There are a lot of hard choices to make in this story. There are the things we wish to believe, and the fear that reality might be different. For example, the different imagery for how the narrator chooses to see his sister. This is a powerful theme. I would love to hear your thoughts on this.
Story is how we make sense of the world—through personal stories, family stories, the stories our community tells. I think we use those stories to help us deal with various aspects of life, including trauma, and I think that’s healthy, to make sense of the world in a way that lets us move forward. I doubt that there’s some universal experience, a one true way that we all move through life. We do our best to make sense of what’s going on around us, but sometimes we butt against something that doesn’t jibe, and there’s a dissonance created. It’s in that liminal space that we’re more likely to find something approaching universality—if there is such a thing. Is the narrator’s sister alive or dead? There’s a case to be made for either interpretation. It’s in the friction between those two views that the narrator finds his mother sitting in the moonlight.
There is also a wonderful mystical shadowland feel to the imagery, but we are continually wrenched back into the brutality of their reality, such as when he acknowledges how he treated his mother, how he barely returned home. How did you go about balancing the “real” world aspects and the “mystical” aspects? In the end, they coalesce in the story in a beautiful, and poignant manner.
You could interpret this as the mother’s dream world breaking down to allow reality to seep through, but I created the story to have those two versions of reality lying side by side, each pushing for dominance and then ceding to the other. The narrator’s mother retells the story of the lights beneath the willow.

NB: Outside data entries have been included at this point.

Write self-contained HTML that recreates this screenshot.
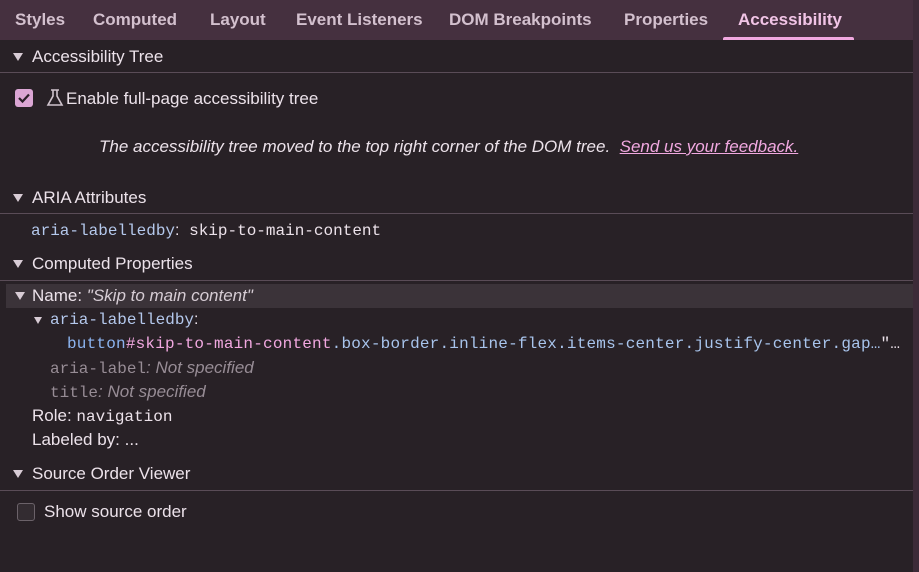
<!DOCTYPE html>
<html><head><style>
body{margin:0;width:919px;height:572px;background:#282126;overflow:hidden;font-family:"Liberation Sans",sans-serif;font-size:17px;color:#ece2ea;position:relative}
.a{position:absolute;white-space:nowrap;line-height:22px}
.m{font-family:"Liberation Mono",monospace;font-size:16px}
.hd{position:absolute;left:0;width:913px;height:40px;top:0;background:#45303f}
.line{position:absolute;left:0;width:913px;height:1px;background:#5a4c57}
.tri{position:absolute;width:0;height:0;border-left:5px solid transparent;border-right:5px solid transparent;border-top:8px solid #d8ccd5}
.tab{position:absolute;top:10px;font-size:17px;font-weight:bold;color:#d3c0ce}
</style></head><body>
<div class="hd"></div>
<div style="position:absolute;left:913px;top:0;width:6px;height:572px;background:#3c2b38"></div>
<div class="tab" style="left:15px">Styles</div>
<div class="tab" style="left:93px">Computed</div>
<div class="tab" style="left:210px">Layout</div>
<div class="tab" style="left:296px">Event Listeners</div>
<div class="tab" style="left:449px">DOM Breakpoints</div>
<div class="tab" style="left:624px">Properties</div>
<div class="tab" style="left:738px;color:#f1c4e6">Accessibility</div>
<div style="position:absolute;left:723px;top:37px;width:131px;height:3px;background:#f1a8e0;border-radius:2px 2px 0 0"></div>

<div class="tri" style="left:13px;top:53px"></div>
<div class="a" style="left:32px;top:46px">Accessibility Tree</div>
<div class="line" style="top:72px"></div>
<div style="position:absolute;left:15px;top:89px;width:18px;height:18px;background:#dba6d4;border-radius:3px"></div>
<svg style="position:absolute;left:15px;top:89px" width="18" height="18"><path d="M4 9l3.5 3.5L14 5.5" stroke="#2a1f28" stroke-width="2.2" fill="none"/></svg>
<svg style="position:absolute;left:45px;top:88px" width="20" height="20"><path d="M6 2h8M8 2v6L3 17h14L12 8V2" stroke="#d0c4cd" stroke-width="1.6" fill="none"/></svg>
<div class="a" style="left:66px;top:88px">Enable full-page accessibility tree</div>
<div class="a" style="left:99px;top:136px;font-style:italic">The accessibility tree moved to the top right corner of the DOM tree. &nbsp;<span style="color:#f1a8e0;text-decoration:underline">Send us your feedback.</span></div>

<div class="tri" style="left:13px;top:194px"></div>
<div class="a" style="left:32px;top:187px">ARIA Attributes</div>
<div class="line" style="top:213px"></div>
<div class="a m" style="left:31px;top:220px"><span style="color:#b4c8ec">aria-labelledby</span><span style="font-family:'Liberation Sans'">:</span> skip-to-main-content</div>

<div class="tri" style="left:13px;top:260px"></div>
<div class="a" style="left:32px;top:253px">Computed Properties</div>
<div class="line" style="top:280px"></div>
<div style="position:absolute;left:6px;top:284px;width:907px;height:24px;background:#3b3339"></div>
<div class="tri" style="left:15px;top:292px"></div>
<div class="a" style="left:32px;top:285px">Name: <i style="color:#d6ccd4">"Skip to main content"</i></div>
<div class="tri" style="left:34px;top:317px;border-left-width:4px;border-right-width:4px;border-top-width:7px"></div>
<div class="a m" style="left:50px;top:309px;color:#b4c8ec">aria-labelledby<span style="font-family:'Liberation Sans';color:#ece2ea">:</span></div>
<div class="a m" style="left:67px;top:333px;letter-spacing:0.2px"><span style="color:#8cb4f0">button</span><span style="color:#f1a8e0">#skip-to-main-content</span><span style="color:#a8c4ec">.box-border.inline-flex.items-center.justify-center.gap…</span>"…</div>
<div class="a m" style="left:50px;top:357px;color:#978c95">aria-label<span style="font-family:'Liberation Sans';font-style:italic;font-size:17px">: Not specified</span></div>
<div class="a m" style="left:50px;top:381px;color:#978c95">title<span style="font-family:'Liberation Sans';font-style:italic;font-size:17px">: Not specified</span></div>
<div class="a" style="left:32px;top:405px">Role: <span class="m">navigation</span></div>
<div class="a" style="left:32px;top:429px">Labeled by: ...</div>

<div class="tri" style="left:13px;top:470px"></div>
<div class="a" style="left:32px;top:463px">Source Order Viewer</div>
<div class="line" style="top:490px"></div>
<div style="position:absolute;left:17px;top:503px;width:16px;height:16px;border:1.5px solid #6b6269;border-radius:3px;background:#332c31"></div>
<div class="a" style="left:44px;top:501px">Show source order</div>
</body></html>
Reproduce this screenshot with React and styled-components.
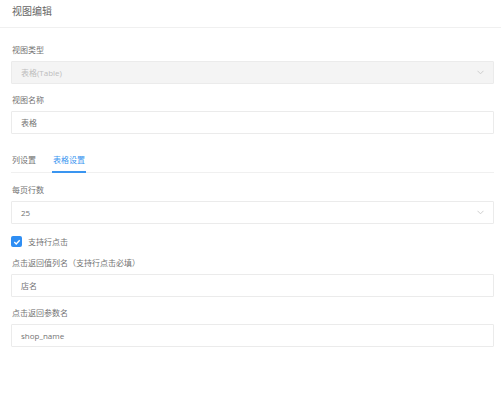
import React, { useState } from 'react'
import styled, { createGlobalStyle } from 'styled-components'

const GlobalStyle = createGlobalStyle`
    body {
        margin: 0;
        background: #fff;
        font-family: "Open Sans", "Noto Sans CJK SC", sans-serif;
        color: #666;
    }
`

const Header = styled.div`
    height: 28px;
    box-sizing: border-box;
    padding: 4px 12px 0;
    font-size: 10px;
    line-height: 14px;
    color: #666;
    border-bottom: 1px solid #f0f0f0;
`

const Form = styled.div`
    padding: 16px 7px 0 11px;
`

const Field = styled.div`
    margin-top: ${(p) => p.$top ?? 10}px;
`

const Label = styled.div`
    font-size: 8px;
    line-height: 12px;
    padding-left: 1px;
    margin-bottom: 5px;
    color: #737373;
`

const Box = styled.div`
    height: 23px;
    box-sizing: border-box;
    border: 1px solid #ebebeb;
    border-radius: 1px;
    background: ${(p) => (p.$disabled ? '#f4f4f4' : '#fff')};
    color: ${(p) => (p.$disabled ? '#bdbdbd' : '#737373')};
    font-size: 8px;
    line-height: 21px;
    padding: 0 9px;
    display: flex;
    align-items: center;
    justify-content: space-between;
`

const Chevron = styled.svg`
    width: 7px;
    height: 5px;
`

const Tabs = styled.div`
    margin-top: 16px;
    display: flex;
    gap: 15px;
    border-bottom: 1px solid #f0f0f0;
`

const Tab = styled.div`
    height: 23px;
    box-sizing: border-box;
    padding: 4px 1px 0;
    font-size: 8px;
    line-height: 12px;
    color: ${(p) => (p.$active ? '#3a95f0' : '#737373')};
    border-bottom: 2px solid ${(p) => (p.$active ? '#3a95f0' : 'transparent')};
    margin-bottom: -1px;
`

const CheckRow = styled.label`
    margin-top: 12px;
    display: flex;
    align-items: center;
    gap: 6px;
    font-size: 8px;
    line-height: 11px;
    color: #737373;
`

const CheckBox = styled.span`
    width: 11px;
    height: 11px;
    border-radius: 2px;
    background: #2f8ef3;
    display: flex;
    align-items: center;
    justify-content: center;
`

const Select = ({ value, disabled }) => (
    <Box $disabled={disabled}>
        <span>{value}</span>
        <Chevron viewBox="0 0 7 5">
            <path d="M0.5 0.8 L3.5 3.8 L6.5 0.8" fill="none" stroke="#c8c8c8" strokeWidth="0.9" />
        </Chevron>
    </Box>
)

const App = () => {
    const [tab, setTab] = useState(1)
    const tabs = ['列设置', '表格设置']

    return (
        <>
            <GlobalStyle />
            <Header>视图编辑</Header>
            <Form>
                <Field $top={0}>
                    <Label>视图类型</Label>
                    <Select value="表格(Table)" disabled />
                </Field>
                <Field>
                    <Label>视图名称</Label>
                    <Box>表格</Box>
                </Field>
                <Tabs>
                    {tabs.map((t, i) => (
                        <Tab key={t} $active={tab === i} onClick={() => setTab(i)}>{t}</Tab>
                    ))}
                </Tabs>
                <Field $top={11}>
                    <Label>每页行数</Label>
                    <Select value="25" />
                </Field>
                <CheckRow>
                    <CheckBox>
                        <svg width="8" height="8" viewBox="0 0 8 8">
                            <path d="M1.3 4.1 L3.2 5.9 L6.7 2.2" fill="none" stroke="#fff" strokeWidth="1.4" />
                        </svg>
                    </CheckBox>
                    支持行点击
                </CheckRow>
                <Field $top={10}>
                    <Label>点击返回值列名（支持行点击必填）</Label>
                    <Box>店名</Box>
                </Field>
                <Field>
                    <Label>点击返回参数名</Label>
                    <Box>shop_name</Box>
                </Field>
            </Form>
        </>
    )
}

export default App
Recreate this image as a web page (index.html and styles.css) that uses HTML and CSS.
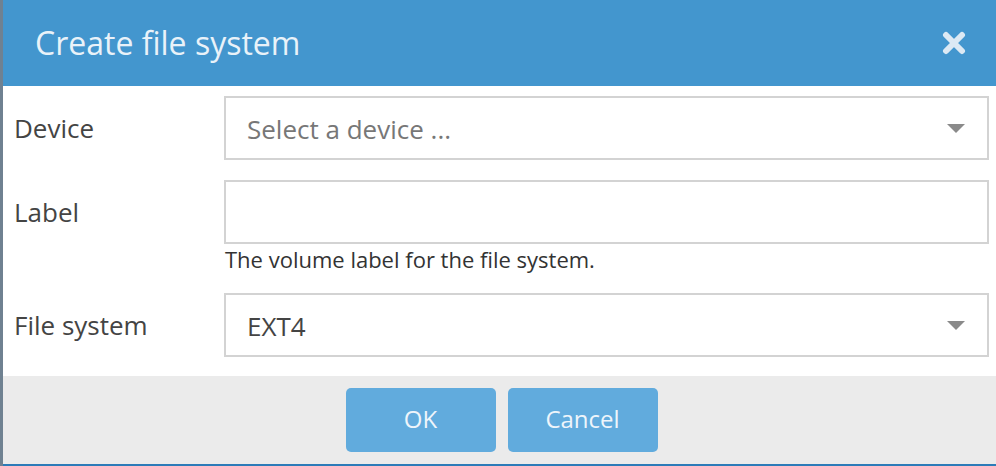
FILE: index.html
```html
<!DOCTYPE html>
<html>
<head>
<meta charset="utf-8">
<link rel="stylesheet" href="styles.css">
</head>
<body>
<div class="dialog">
  <div class="header">
    <span class="title">Create file system</span>
    <svg class="close" width="24" height="24" viewBox="0 0 24 24"><path d="M4 4 L20 20 M20 4 L4 20" stroke="#dce9f4" stroke-width="6" stroke-linecap="round"/></svg>
  </div>
  <div class="body">
    <div class="row">
      <div class="label">Device</div>
      <div class="field">
        <div class="box select"><span class="placeholder">Select a device ...</span><span class="caret"></span></div>
      </div>
    </div>
    <div class="row">
      <div class="label">Label</div>
      <div class="field">
        <div class="box"></div>
        <div class="help">The volume label for the file system.</div>
      </div>
    </div>
    <div class="row">
      <div class="label">File system</div>
      <div class="field">
        <div class="box select"><span class="value">EXT4</span><span class="caret"></span></div>
      </div>
    </div>
  </div>
  <div class="footer">
    <button class="btn">OK</button>
    <button class="btn">Cancel</button>
  </div>
</div>
</body>
</html>
```
FILE: styles.css
```css
html, body { margin: 0; padding: 0; }
body {
  background: #6f8191;
  font-family: "Open Sans", "Noto Sans", sans-serif;
  width: 996px;
  height: 466px;
  overflow: hidden;
}
.dialog {
  margin-left: 3px;
  height: 464px;
  background: #fff;
  border-bottom: 2px solid #2c7bb8;
  display: flex;
  flex-direction: column;
}
.header {
  height: 86px;
  background: #4396ce;
  display: flex;
  align-items: center;
  justify-content: space-between;
  padding: 0 30px 0 32px;
}
.title {
  color: #e9f2f9;
  font-size: 32px;
  margin-top: -2px;
}
.close { display: block; margin-top: -1px; }
.body {
  flex: 1;
  padding: 10px 7px 0 11px;
  display: flex;
  flex-direction: column;
  gap: 20px;
}
.row {
  display: grid;
  grid-template-columns: 210px 1fr;
}
.label {
  font-size: 26px;
  color: #444;
  height: 64px;
  display: flex;
  align-items: center;
}
.box {
  height: 60px;
  border: 2px solid #d3d3d3;
  background: #fff;
  display: flex;
  align-items: center;
  padding: 0 21px;
  font-size: 26px;
}
.placeholder { color: #777; flex: 1; margin-top: 2px; }
.value { color: #444; flex: 1; margin-top: 2px; }
.caret {
  width: 0; height: 0;
  border-left: 9px solid transparent;
  border-right: 9px solid transparent;
  border-top: 9px solid #8a8a8a;
  margin-right: 1px;
}
.help {
  font-size: 22px;
  line-height: 28px;
  color: #333;
  margin-top: 1px;
  padding-left: 1px;
}
.footer {
  height: 88px;
  background: #ebebeb;
  display: flex;
  justify-content: center;
  align-items: center;
  gap: 12px;
  padding-left: 4px;
}
.btn {
  width: 150px;
  height: 64px;
  border: none;
  border-radius: 5px;
  background: #61abdd;
  color: #eef5fb;
  font-family: "Open Sans", "Noto Sans", sans-serif;
  font-size: 24px;
  padding: 0 0 3px;
}
```
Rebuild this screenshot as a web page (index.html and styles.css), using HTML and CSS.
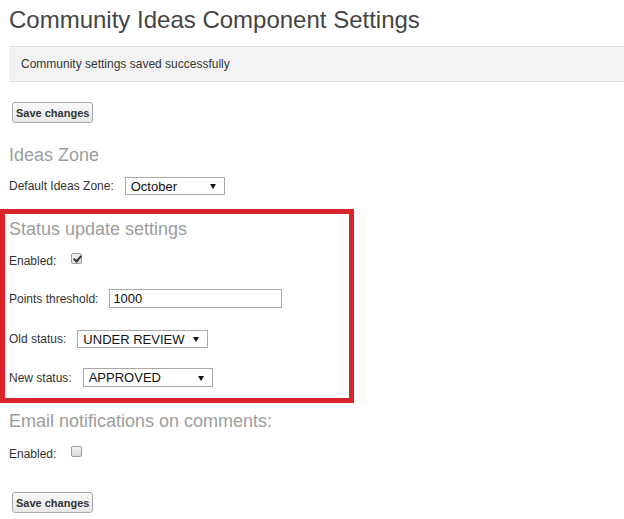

The protagonist has grown up listening to this story, and the lights within that story touching his hand is the most vivid memory from his childhood. There’s something deliciously ironic and sad in that. I think about my own childhood memories and how many of them came from old photographs and family stories. They all start to blend at some point, to become part of a unifying personal history. In a way, much of this is about memory and how we (re)construct our past.
I note that you’re a visual artist, some examples of which can be seen on your website. Do you find that these two creative modes have a reciprocal role in the creation of this story? It’s an incredibly delicately visual story.
My training as a visual artist has deeply influenced my development as a writer. I see my stories in layers, beginning with large forms and then adding light and shadow. The details come last. Imagery is so important to me. My characters move through space before they find words.
It’s important to me that the reader move through the rooms of “The House of the Hidden Moon” in a very physical way. I want them to see the various aspects of the mother sitting in the moonlight, to feel the weight of her sitting in that chair or standing by the window. I want them to hear the voices pushing from the shadows.
I see you have a few stories coming out soon in various publications. Would you like to give us a little insight into what else you’ve done, and what you’re working on for the future?
I’ve focused on short story writing during the past couple of years, and I continue to write in that form because I love it so much. But I’ve decided that I also want to try longer form fiction, so I’ve been including those projects in my daily writing practice. I just finished a novella that I’m getting ready to submit. It’s an historical science fiction piece set in the primordial forests of the New World just prior to the American Revolution. I’m also working on my first speculative novel, and that project is filling up much of my writing time. I love bouncing back and forth between projects. It keeps me from getting bored.